## [PROBLEM DESCRIPTION]
Count every line of the material that holds the string "this". Respond with the total only.
## BEGIN MATERIAL SHOWN
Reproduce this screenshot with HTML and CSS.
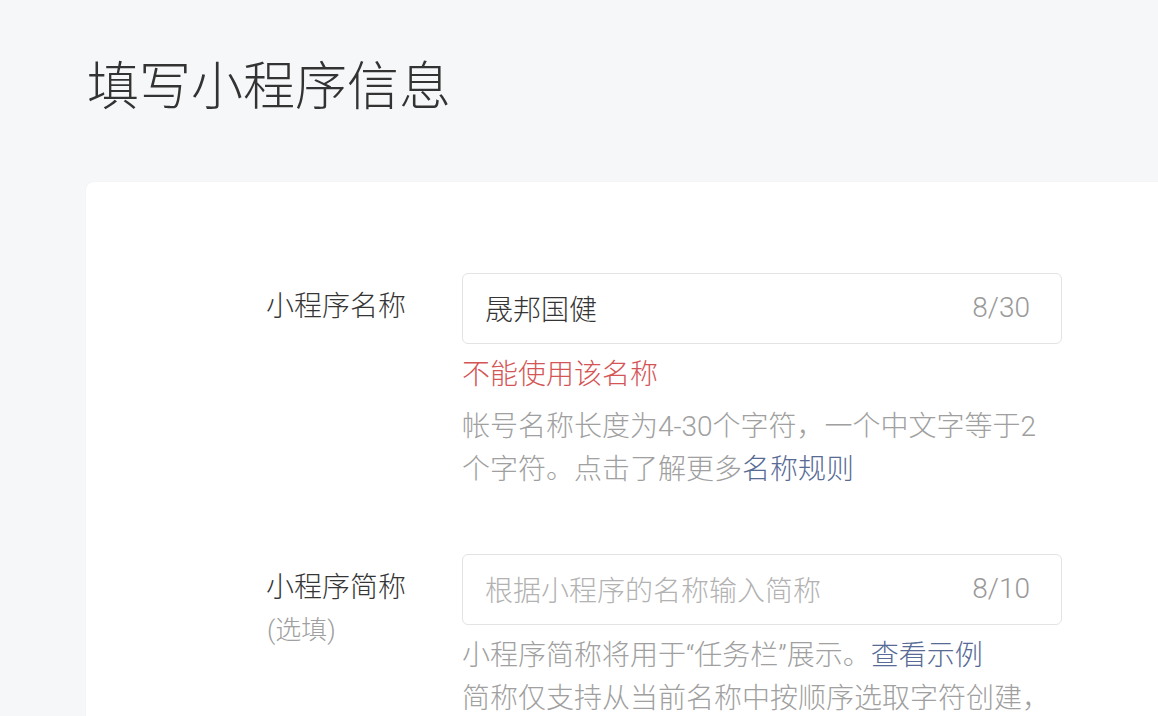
FILE: index.html
```html
<!DOCTYPE html>
<html lang="zh-CN">
<head>
<meta charset="utf-8">
<title>填写小程序信息</title>
<link rel="stylesheet" href="styles.css">
</head>
<body>
<div class="page">
  <h1 class="title">填写小程序信息</h1>
  <div class="card">
    <div class="row">
      <div class="label">小程序名称</div>
      <div class="field">
        <div class="input">
          <span class="value">晟邦国健</span>
          <span class="count">8/30</span>
        </div>
        <div class="error">不能使用该名称</div>
        <p class="hint">帐号名称长度为4-30个字符，一个中文字等于2个字符。点击了解更多<a class="link">名称规则</a></p>
      </div>
    </div>
    <div class="row row2">
      <div class="label">小程序简称<div class="optional">(选填)</div></div>
      <div class="field">
        <div class="input">
          <span class="placeholder">根据小程序的名称输入简称</span>
          <span class="count">8/10</span>
        </div>
        <p class="hint nowrap">小程序简称将用于“任务栏”展示。<a class="link">查看示例</a></p>
        <p class="hint nowrap tight">简称仅支持从当前名称中按顺序选取字符创建，</p>
      </div>
    </div>
  </div>
</div>
</body>
</html>
```
FILE: styles.css
```css
html, body {
  margin: 0;
  padding: 0;
  background: #f6f7f9;
  overflow: hidden;
  font-family: Roboto, "Liberation Sans", "Noto Sans CJK SC", sans-serif;
}
.page {
  padding: 53px 0 0 86px;
  width: 1200px;
}
.title {
  margin: 0 0 0 1px;
  font-size: 52px;
  line-height: 70px;
  font-weight: 300;
  color: #333;
  height: 70px;
}
.card {
  margin-top: 59px;
  background: #fff;
  border-radius: 8px 0 0 0;
  box-shadow: 0 0 2px rgba(0, 0, 0, 0.06);
  padding: 91px 0 0 180px;
  height: 600px;
}
.row {
  display: flex;
}
.row2 {
  margin-top: 63px;
}
.label {
  width: 196px;
  flex: none;
  padding-top: 12px;
  font-size: 28px;
  line-height: 43px;
  color: #353535;
  font-weight: 300;
}
.optional {
  color: #a0a0a0;
  font-size: 26px;
  margin-left: 1px;
}
.field {
  width: 600px;
}
.input {
  box-sizing: border-box;
  height: 71px;
  border: 1.5px solid #e3e3e3;
  border-radius: 6px;
  padding: 0 31px 2px 22px;
  display: flex;
  align-items: center;
  justify-content: space-between;
  font-size: 28px;
  font-weight: 300;
}
.value {
  color: #353535;
}
.placeholder {
  color: #b2b2b2;
}
.count {
  color: #999;
  font-size: 28px;
}
.error {
  margin-top: 9px;
  font-size: 28px;
  line-height: 43px;
  color: #d45555;
  font-weight: 300;
}
.hint {
  margin: 9px 0 0;
  font-size: 28px;
  line-height: 43px;
  color: #a0a0a0;
  width: 580px;
  font-weight: 300;
}
.nowrap {
  white-space: nowrap;
  width: auto;
}
.tight {
  margin-top: 0;
}
.link {
  color: #576b95;
}
```
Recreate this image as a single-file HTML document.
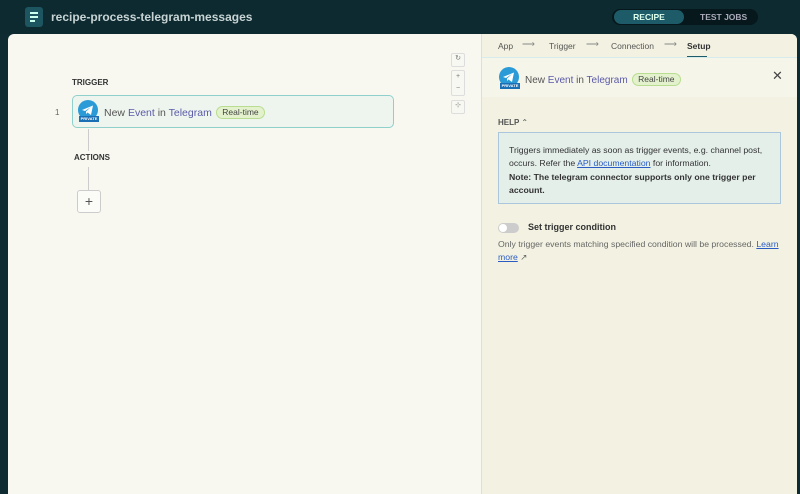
<!DOCTYPE html>
<html><head><meta charset="utf-8"><style>
*{box-sizing:border-box;margin:0;padding:0}
body{width:800px;height:487px;overflow:hidden;background:#0d2b31;font-family:"Liberation Sans",sans-serif;position:relative}
.top{position:absolute;left:0;top:0;width:800px;height:34px;background:#0c2a30}
.doc{position:absolute;left:25px;top:7px;width:18px;height:20px;background:#1d5560;border-radius:3px}
.doc i{position:absolute;left:5px;width:8px;height:1.5px;background:#cfe;}
.title{position:absolute;left:51px;top:10px;color:#c8d4d4;font-weight:bold;font-size:12px}
.tabs{position:absolute;left:612px;top:9px;width:146px;height:16px;background:#06181c;border-radius:9px}
.tabs .r{position:absolute;left:2px;top:1px;width:70px;height:14px;background:#1e5b68;border-radius:8px;color:#dfe;font-size:8.5px;font-weight:bold;text-align:center;line-height:14px}
.tabs .t{position:absolute;left:88px;top:1px;color:#aab;font-size:8.5px;font-weight:bold;line-height:14px}
.card{position:absolute;left:8px;top:34px;width:789px;height:460px;background:#f8f8f1;border-radius:6px 6px 0 0;overflow:hidden}
.lab{position:absolute;font-size:8px;font-weight:bold;color:#333}
.step{position:absolute;left:64px;top:61px;width:322px;height:33px;border:1.5px solid #8fd0cc;border-radius:5px;background:#eef5ee}
.ico{position:absolute;width:20px;height:20px;border-radius:50%;background:#2a9bd6}
.priv{position:absolute;width:20px;height:6px;background:#1b6fb5;color:#fff;font-size:4px;font-weight:bold;text-align:center;line-height:6px}
.txt{font-size:10.5px;color:#555}
.txt b{font-weight:normal;color:#5a5aa8}
.pill{display:inline-block;font-size:8.5px;color:#444;background:#e3f2cd;border:1px solid #b8dd90;border-radius:8px;padding:0 5px;line-height:11px;vertical-align:1px}
.line{position:absolute;left:80px;width:1px;background:#ccc}
.plus{position:absolute;left:69px;top:156px;width:24px;height:23px;border:1px solid #ccc;border-radius:3px;background:#fbfbf7;text-align:center;line-height:21px;font-size:14px;color:#555}
.ctl{position:absolute;left:443px;width:14px;border:1px solid #ddd;border-radius:2px;background:#f8f8f2;font-size:7px;color:#777;text-align:center}
.panel{position:absolute;left:473px;top:0;width:316px;height:460px;background:#f3f2e2;border-left:1px solid #e0e0d0}
.crumb{position:absolute;top:7px;font-size:8.5px;color:#555}
.arr{position:absolute;top:5px;font-size:9px;color:#888}
.hd{position:absolute;left:0;top:23px;width:316px;height:40px;background:#f6f5ea;border-top:1px solid #d6ecec}
.help{position:absolute;left:16px;top:98px;width:283px;height:72px;background:#e4efea;border:1px solid #a9c6dc;padding:11px 10px;font-size:8.7px;line-height:13.4px;color:#333}
a{color:#2a5cc4;text-decoration:underline}
</style></head><body>
<div class="top">
<div class="doc"><i style="top:5px"></i><i style="top:9px"></i><i style="top:13px;width:5px"></i></div>
<div class="title">recipe-process-telegram-messages</div>
<div class="tabs"><div class="r">RECIPE</div><div class="t">TEST JOBS</div></div>
</div>
<div class="card">
<div class="lab" style="left:64px;top:44px">TRIGGER</div>
<div style="position:absolute;left:47px;top:74px;font-size:8px;color:#666">1</div>
<div class="step">
<div class="ico" style="left:5px;top:4px"><svg width="20" height="20" viewBox="0 0 20 20"><path d="M4 10 L15 5.5 L13 15 L9.5 12.5 L8 14 L8 11.5 L13 7 L7 11 Z" fill="#fff"/></svg></div><div class="priv" style="left:6px;top:20px">PRIVATE</div>
<div style="position:absolute;left:31px;top:7px"><span class="txt">New <b>Event</b> in <b>Telegram</b></span> <span class="pill">Real-time</span></div>
</div>
<div class="line" style="top:95px;height:22px"></div>
<div class="lab" style="left:66px;top:119px">ACTIONS</div>
<div class="line" style="top:133px;height:23px"></div>
<div class="plus">+</div>
<div class="ctl" style="top:19px;height:14px">↻</div>
<div class="ctl" style="top:36px;height:26px;line-height:12px">+<br>−</div>
<div class="ctl" style="top:66px;height:14px">⊹</div>
<div class="panel">
<span class="crumb" style="left:16px">App</span><span class="arr" style="left:40px">⟶</span>
<span class="crumb" style="left:67px">Trigger</span><span class="arr" style="left:104px">⟶</span>
<span class="crumb" style="left:129px">Connection</span><span class="arr" style="left:182px">⟶</span>
<span class="crumb" style="left:205px;font-weight:bold;color:#333">Setup</span>
<div style="position:absolute;left:205px;top:22px;width:20px;height:1.5px;background:#1e5b68"></div>
<div class="hd">
<div class="ico" style="left:17px;top:9px"><svg width="20" height="20" viewBox="0 0 20 20"><path d="M4 10 L15 5.5 L13 15 L9.5 12.5 L8 14 L8 11.5 L13 7 L7 11 Z" fill="#fff"/></svg></div><div class="priv" style="left:18px;top:25px">PRIVATE</div>
<div style="position:absolute;left:43px;top:12px"><span class="txt" style="font-size:10px">New <b>Event</b> in <b>Telegram</b></span> <span class="pill">Real-time</span></div>
<div style="position:absolute;left:290px;top:10px;font-size:13px;color:#444">✕</div>
</div>
<div class="lab" style="left:16px;top:84px;color:#555">HELP <span style="font-weight:normal">⌃</span></div>
<div class="help">Triggers immediately as soon as trigger events, e.g. channel post, occurs. Refer the <a>API documentation</a> for information.<br><b>Note: The telegram connector supports only one trigger per account.</b></div>
<div style="position:absolute;left:16px;top:189px;width:21px;height:10px;border-radius:6px;background:#ccc"><div style="position:absolute;left:1px;top:1px;width:8px;height:8px;border-radius:50%;background:#fff"></div></div>
<div style="position:absolute;left:46px;top:188px;font-size:9px;font-weight:bold;color:#333">Set trigger condition</div>
<div style="position:absolute;left:16px;top:204px;width:290px;font-size:8.7px;line-height:13px;color:#666">Only trigger events matching specified condition will be processed. <a>Learn more</a> ↗</div>
</div>
</div>
</body></html>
## END MATERIAL SHOWN
## [RESULT]
2